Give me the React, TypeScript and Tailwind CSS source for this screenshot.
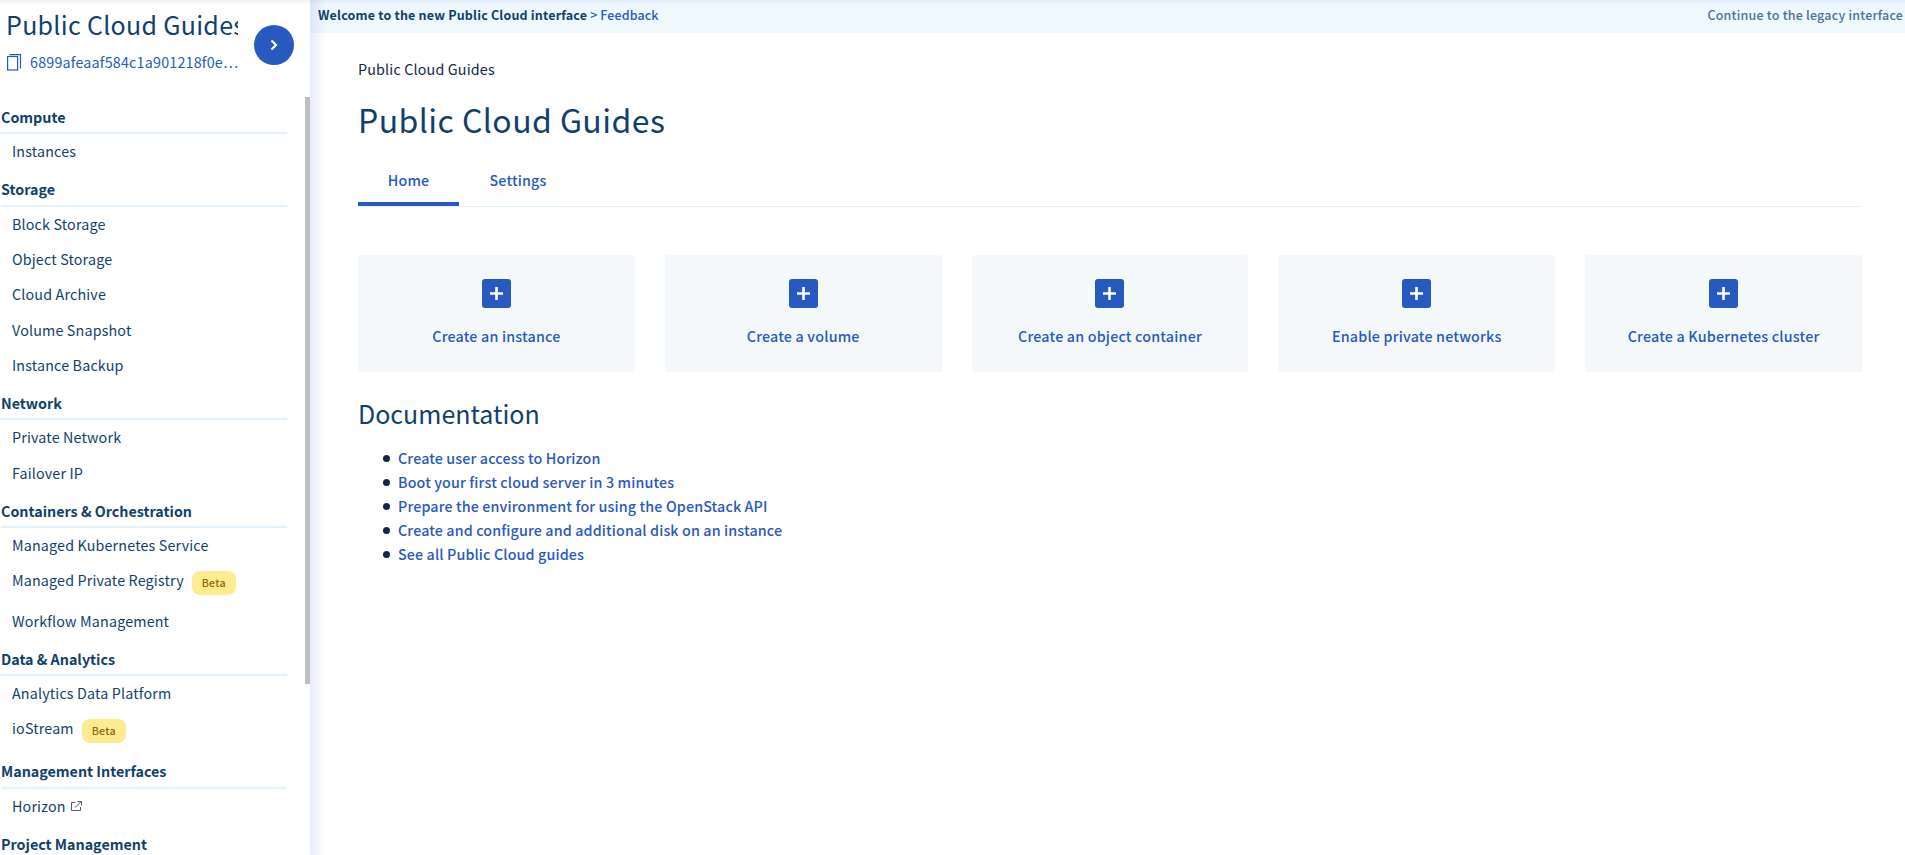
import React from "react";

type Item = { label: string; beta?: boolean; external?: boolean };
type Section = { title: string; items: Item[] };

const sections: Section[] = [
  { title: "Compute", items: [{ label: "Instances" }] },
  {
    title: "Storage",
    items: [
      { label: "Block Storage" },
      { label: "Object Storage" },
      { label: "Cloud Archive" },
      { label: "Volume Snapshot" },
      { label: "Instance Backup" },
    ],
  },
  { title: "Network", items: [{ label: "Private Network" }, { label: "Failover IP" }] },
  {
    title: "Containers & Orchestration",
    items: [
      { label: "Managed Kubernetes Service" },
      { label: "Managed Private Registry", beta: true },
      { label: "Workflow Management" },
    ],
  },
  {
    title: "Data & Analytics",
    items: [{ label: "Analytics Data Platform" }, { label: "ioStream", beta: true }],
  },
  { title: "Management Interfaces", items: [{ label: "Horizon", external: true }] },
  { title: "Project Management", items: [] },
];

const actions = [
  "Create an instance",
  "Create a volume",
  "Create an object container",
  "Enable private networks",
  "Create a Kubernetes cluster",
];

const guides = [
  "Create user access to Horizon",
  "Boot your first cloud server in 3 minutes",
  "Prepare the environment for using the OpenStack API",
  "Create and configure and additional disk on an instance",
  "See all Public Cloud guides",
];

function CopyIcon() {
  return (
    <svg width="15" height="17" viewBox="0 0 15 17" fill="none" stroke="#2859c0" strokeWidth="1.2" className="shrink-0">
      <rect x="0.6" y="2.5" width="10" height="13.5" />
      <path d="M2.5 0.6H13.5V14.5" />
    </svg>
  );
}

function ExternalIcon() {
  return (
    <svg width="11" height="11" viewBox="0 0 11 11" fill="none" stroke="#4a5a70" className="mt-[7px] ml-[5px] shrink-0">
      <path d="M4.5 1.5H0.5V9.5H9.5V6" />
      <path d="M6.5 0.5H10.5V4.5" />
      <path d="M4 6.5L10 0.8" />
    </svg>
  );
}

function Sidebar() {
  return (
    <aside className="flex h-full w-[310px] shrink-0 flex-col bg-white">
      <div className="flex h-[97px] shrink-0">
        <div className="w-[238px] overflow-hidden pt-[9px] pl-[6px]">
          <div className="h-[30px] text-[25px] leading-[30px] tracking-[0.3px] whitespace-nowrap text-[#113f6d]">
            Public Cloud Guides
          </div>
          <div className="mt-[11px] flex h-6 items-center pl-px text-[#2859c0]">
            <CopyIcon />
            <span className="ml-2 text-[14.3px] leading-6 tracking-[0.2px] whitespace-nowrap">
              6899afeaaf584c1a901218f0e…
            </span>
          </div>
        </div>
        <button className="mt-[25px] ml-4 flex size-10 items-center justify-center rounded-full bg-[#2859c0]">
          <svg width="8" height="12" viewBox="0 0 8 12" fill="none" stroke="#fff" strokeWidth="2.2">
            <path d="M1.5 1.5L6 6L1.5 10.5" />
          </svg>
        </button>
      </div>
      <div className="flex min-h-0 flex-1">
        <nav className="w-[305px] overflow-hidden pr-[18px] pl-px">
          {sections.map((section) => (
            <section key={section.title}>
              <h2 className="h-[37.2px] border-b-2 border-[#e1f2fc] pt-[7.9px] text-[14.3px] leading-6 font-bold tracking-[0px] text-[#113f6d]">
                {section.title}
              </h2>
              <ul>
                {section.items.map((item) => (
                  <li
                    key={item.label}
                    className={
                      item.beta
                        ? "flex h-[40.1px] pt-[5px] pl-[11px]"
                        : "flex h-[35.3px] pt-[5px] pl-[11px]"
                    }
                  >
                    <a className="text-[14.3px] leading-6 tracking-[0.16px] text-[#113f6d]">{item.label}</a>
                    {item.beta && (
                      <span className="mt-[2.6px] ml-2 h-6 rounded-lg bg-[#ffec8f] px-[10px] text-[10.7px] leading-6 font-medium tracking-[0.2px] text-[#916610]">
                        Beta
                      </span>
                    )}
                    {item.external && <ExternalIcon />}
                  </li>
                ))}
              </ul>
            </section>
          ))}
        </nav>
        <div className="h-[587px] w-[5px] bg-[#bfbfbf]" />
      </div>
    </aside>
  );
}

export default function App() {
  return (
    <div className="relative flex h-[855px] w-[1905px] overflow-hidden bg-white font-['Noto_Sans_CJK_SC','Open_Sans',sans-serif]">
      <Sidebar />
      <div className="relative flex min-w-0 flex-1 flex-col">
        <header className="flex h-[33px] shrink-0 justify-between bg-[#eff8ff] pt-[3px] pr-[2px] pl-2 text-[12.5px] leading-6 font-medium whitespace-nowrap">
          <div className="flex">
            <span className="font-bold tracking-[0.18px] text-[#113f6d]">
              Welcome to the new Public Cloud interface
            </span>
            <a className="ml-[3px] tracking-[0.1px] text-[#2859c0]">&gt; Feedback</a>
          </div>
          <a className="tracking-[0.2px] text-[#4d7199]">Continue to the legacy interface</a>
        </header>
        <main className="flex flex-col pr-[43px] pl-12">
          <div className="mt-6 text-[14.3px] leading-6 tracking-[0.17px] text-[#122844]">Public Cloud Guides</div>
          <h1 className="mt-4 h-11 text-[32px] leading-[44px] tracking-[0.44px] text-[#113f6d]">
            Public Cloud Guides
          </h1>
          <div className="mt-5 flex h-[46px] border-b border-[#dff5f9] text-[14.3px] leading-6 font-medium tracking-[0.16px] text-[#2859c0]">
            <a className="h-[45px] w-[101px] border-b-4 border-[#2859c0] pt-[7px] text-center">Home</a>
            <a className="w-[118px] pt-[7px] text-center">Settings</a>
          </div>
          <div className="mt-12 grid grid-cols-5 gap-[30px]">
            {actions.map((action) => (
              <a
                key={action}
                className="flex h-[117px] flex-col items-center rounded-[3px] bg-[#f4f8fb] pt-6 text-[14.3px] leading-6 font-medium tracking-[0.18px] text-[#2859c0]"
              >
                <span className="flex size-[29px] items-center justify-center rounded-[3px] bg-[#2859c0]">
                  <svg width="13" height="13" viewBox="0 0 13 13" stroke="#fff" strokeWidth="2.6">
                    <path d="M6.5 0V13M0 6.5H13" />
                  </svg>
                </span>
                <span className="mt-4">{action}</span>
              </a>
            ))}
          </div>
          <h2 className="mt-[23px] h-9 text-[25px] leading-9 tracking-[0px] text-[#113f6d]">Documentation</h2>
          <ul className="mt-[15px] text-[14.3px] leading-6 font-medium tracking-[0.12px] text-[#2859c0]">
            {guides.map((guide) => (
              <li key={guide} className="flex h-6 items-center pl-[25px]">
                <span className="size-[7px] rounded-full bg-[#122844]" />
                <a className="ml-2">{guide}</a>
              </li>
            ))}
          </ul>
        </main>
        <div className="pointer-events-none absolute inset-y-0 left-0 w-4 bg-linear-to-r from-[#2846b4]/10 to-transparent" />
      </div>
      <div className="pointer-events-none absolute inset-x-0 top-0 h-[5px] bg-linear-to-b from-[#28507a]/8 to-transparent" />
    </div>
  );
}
◇ ◇ ◇
## Written request
Return to the listing above and set it down exactly, leaving out its pictures.

## Solution to the problem
Give me the React, TypeScript and Tailwind CSS source for this screenshot.
import React from "react";

type Item = { label: string; beta?: boolean; external?: boolean };
type Section = { title: string; items: Item[] };

const sections: Section[] = [
  { title: "Compute", items: [{ label: "Instances" }] },
  {
    title: "Storage",
    items: [
      { label: "Block Storage" },
      { label: "Object Storage" },
      { label: "Cloud Archive" },
      { label: "Volume Snapshot" },
      { label: "Instance Backup" },
    ],
  },
  { title: "Network", items: [{ label: "Private Network" }, { label: "Failover IP" }] },
  {
    title: "Containers & Orchestration",
    items: [
      { label: "Managed Kubernetes Service" },
      { label: "Managed Private Registry", beta: true },
      { label: "Workflow Management" },
    ],
  },
  {
    title: "Data & Analytics",
    items: [{ label: "Analytics Data Platform" }, { label: "ioStream", beta: true }],
  },
  { title: "Management Interfaces", items: [{ label: "Horizon", external: true }] },
  { title: "Project Management", items: [] },
];

const actions = [
  "Create an instance",
  "Create a volume",
  "Create an object container",
  "Enable private networks",
  "Create a Kubernetes cluster",
];

const guides = [
  "Create user access to Horizon",
  "Boot your first cloud server in 3 minutes",
  "Prepare the environment for using the OpenStack API",
  "Create and configure and additional disk on an instance",
  "See all Public Cloud guides",
];

function CopyIcon() {
  return (
    <svg width="15" height="17" viewBox="0 0 15 17" fill="none" stroke="#2859c0" strokeWidth="1.2" className="shrink-0">
      <rect x="0.6" y="2.5" width="10" height="13.5" />
      <path d="M2.5 0.6H13.5V14.5" />
    </svg>
  );
}

function ExternalIcon() {
  return (
    <svg width="11" height="11" viewBox="0 0 11 11" fill="none" stroke="#4a5a70" className="mt-[7px] ml-[5px] shrink-0">
      <path d="M4.5 1.5H0.5V9.5H9.5V6" />
      <path d="M6.5 0.5H10.5V4.5" />
      <path d="M4 6.5L10 0.8" />
    </svg>
  );
}

function Sidebar() {
  return (
    <aside className="flex h-full w-[310px] shrink-0 flex-col bg-white">
      <div className="flex h-[97px] shrink-0">
        <div className="w-[238px] overflow-hidden pt-[9px] pl-[6px]">
          <div className="h-[30px] text-[25px] leading-[30px] tracking-[0.3px] whitespace-nowrap text-[#113f6d]">
            Public Cloud Guides
          </div>
          <div className="mt-[11px] flex h-6 items-center pl-px text-[#2859c0]">
            <CopyIcon />
            <span className="ml-2 text-[14.3px] leading-6 tracking-[0.2px] whitespace-nowrap">
              6899afeaaf584c1a901218f0e…
            </span>
          </div>
        </div>
        <button className="mt-[25px] ml-4 flex size-10 items-center justify-center rounded-full bg-[#2859c0]">
          <svg width="8" height="12" viewBox="0 0 8 12" fill="none" stroke="#fff" strokeWidth="2.2">
            <path d="M1.5 1.5L6 6L1.5 10.5" />
          </svg>
        </button>
      </div>
      <div className="flex min-h-0 flex-1">
        <nav className="w-[305px] overflow-hidden pr-[18px] pl-px">
          {sections.map((section) => (
            <section key={section.title}>
              <h2 className="h-[37.2px] border-b-2 border-[#e1f2fc] pt-[7.9px] text-[14.3px] leading-6 font-bold tracking-[0px] text-[#113f6d]">
                {section.title}
              </h2>
              <ul>
                {section.items.map((item) => (
                  <li
                    key={item.label}
                    className={
                      item.beta
                        ? "flex h-[40.1px] pt-[5px] pl-[11px]"
                        : "flex h-[35.3px] pt-[5px] pl-[11px]"
                    }
                  >
                    <a className="text-[14.3px] leading-6 tracking-[0.16px] text-[#113f6d]">{item.label}</a>
                    {item.beta && (
                      <span className="mt-[2.6px] ml-2 h-6 rounded-lg bg-[#ffec8f] px-[10px] text-[10.7px] leading-6 font-medium tracking-[0.2px] text-[#916610]">
                        Beta
                      </span>
                    )}
                    {item.external && <ExternalIcon />}
                  </li>
                ))}
              </ul>
            </section>
          ))}
        </nav>
        <div className="h-[587px] w-[5px] bg-[#bfbfbf]" />
      </div>
    </aside>
  );
}

export default function App() {
  return (
    <div className="relative flex h-[855px] w-[1905px] overflow-hidden bg-white font-['Noto_Sans_CJK_SC','Open_Sans',sans-serif]">
      <Sidebar />
      <div className="relative flex min-w-0 flex-1 flex-col">
        <header className="flex h-[33px] shrink-0 justify-between bg-[#eff8ff] pt-[3px] pr-[2px] pl-2 text-[12.5px] leading-6 font-medium whitespace-nowrap">
          <div className="flex">
            <span className="font-bold tracking-[0.18px] text-[#113f6d]">
              Welcome to the new Public Cloud interface
            </span>
            <a className="ml-[3px] tracking-[0.1px] text-[#2859c0]">&gt; Feedback</a>
          </div>
          <a className="tracking-[0.2px] text-[#4d7199]">Continue to the legacy interface</a>
        </header>
        <main className="flex flex-col pr-[43px] pl-12">
          <div className="mt-6 text-[14.3px] leading-6 tracking-[0.17px] text-[#122844]">Public Cloud Guides</div>
          <h1 className="mt-4 h-11 text-[32px] leading-[44px] tracking-[0.44px] text-[#113f6d]">
            Public Cloud Guides
          </h1>
          <div className="mt-5 flex h-[46px] border-b border-[#dff5f9] text-[14.3px] leading-6 font-medium tracking-[0.16px] text-[#2859c0]">
            <a className="h-[45px] w-[101px] border-b-4 border-[#2859c0] pt-[7px] text-center">Home</a>
            <a className="w-[118px] pt-[7px] text-center">Settings</a>
          </div>
          <div className="mt-12 grid grid-cols-5 gap-[30px]">
            {actions.map((action) => (
              <a
                key={action}
                className="flex h-[117px] flex-col items-center rounded-[3px] bg-[#f4f8fb] pt-6 text-[14.3px] leading-6 font-medium tracking-[0.18px] text-[#2859c0]"
              >
                <span className="flex size-[29px] items-center justify-center rounded-[3px] bg-[#2859c0]">
                  <svg width="13" height="13" viewBox="0 0 13 13" stroke="#fff" strokeWidth="2.6">
                    <path d="M6.5 0V13M0 6.5H13" />
                  </svg>
                </span>
                <span className="mt-4">{action}</span>
              </a>
            ))}
          </div>
          <h2 className="mt-[23px] h-9 text-[25px] leading-9 tracking-[0px] text-[#113f6d]">Documentation</h2>
          <ul className="mt-[15px] text-[14.3px] leading-6 font-medium tracking-[0.12px] text-[#2859c0]">
            {guides.map((guide) => (
              <li key={guide} className="flex h-6 items-center pl-[25px]">
                <span className="size-[7px] rounded-full bg-[#122844]" />
                <a className="ml-2">{guide}</a>
              </li>
            ))}
          </ul>
        </main>
        <div className="pointer-events-none absolute inset-y-0 left-0 w-4 bg-linear-to-r from-[#2846b4]/10 to-transparent" />
      </div>
      <div className="pointer-events-none absolute inset-x-0 top-0 h-[5px] bg-linear-to-b from-[#28507a]/8 to-transparent" />
    </div>
  );
}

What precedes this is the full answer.